• Supplied information
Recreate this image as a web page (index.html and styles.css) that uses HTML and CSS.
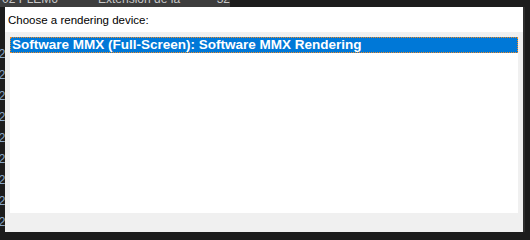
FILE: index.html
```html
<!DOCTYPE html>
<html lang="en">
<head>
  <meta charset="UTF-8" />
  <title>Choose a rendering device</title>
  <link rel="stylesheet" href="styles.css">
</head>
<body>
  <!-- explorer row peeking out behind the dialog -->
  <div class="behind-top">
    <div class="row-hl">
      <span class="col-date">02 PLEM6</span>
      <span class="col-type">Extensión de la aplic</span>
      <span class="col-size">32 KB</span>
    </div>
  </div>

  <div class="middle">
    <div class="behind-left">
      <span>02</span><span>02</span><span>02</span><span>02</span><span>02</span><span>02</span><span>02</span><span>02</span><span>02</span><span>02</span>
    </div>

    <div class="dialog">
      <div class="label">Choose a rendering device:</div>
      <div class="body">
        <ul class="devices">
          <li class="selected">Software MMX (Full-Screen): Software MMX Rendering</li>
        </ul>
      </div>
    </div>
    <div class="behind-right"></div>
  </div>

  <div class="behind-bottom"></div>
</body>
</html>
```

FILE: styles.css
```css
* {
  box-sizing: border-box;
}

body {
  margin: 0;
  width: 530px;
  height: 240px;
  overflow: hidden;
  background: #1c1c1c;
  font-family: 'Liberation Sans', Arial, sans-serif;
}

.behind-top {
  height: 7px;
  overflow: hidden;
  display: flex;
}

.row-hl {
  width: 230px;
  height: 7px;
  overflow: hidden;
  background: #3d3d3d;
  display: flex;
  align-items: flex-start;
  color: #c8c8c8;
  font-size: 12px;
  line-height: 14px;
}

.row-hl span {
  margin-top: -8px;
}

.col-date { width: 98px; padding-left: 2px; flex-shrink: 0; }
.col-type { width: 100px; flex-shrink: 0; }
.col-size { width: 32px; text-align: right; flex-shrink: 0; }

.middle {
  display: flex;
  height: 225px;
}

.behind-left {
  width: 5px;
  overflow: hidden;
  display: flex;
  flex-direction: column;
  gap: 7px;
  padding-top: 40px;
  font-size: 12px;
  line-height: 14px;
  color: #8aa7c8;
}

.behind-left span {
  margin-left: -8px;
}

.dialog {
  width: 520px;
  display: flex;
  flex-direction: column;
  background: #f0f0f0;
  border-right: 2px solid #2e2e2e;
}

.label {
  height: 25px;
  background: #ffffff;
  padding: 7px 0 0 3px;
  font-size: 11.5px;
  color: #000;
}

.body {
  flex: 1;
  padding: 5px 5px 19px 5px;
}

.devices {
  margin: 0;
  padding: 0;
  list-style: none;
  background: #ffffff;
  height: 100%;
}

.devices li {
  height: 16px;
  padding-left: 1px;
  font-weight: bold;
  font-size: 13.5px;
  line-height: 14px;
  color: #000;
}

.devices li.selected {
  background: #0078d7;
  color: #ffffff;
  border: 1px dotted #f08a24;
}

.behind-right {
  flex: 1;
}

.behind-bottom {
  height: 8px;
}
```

• The request
Say how many lines include the word "styles"; reply with the number alone.

• Written answer
3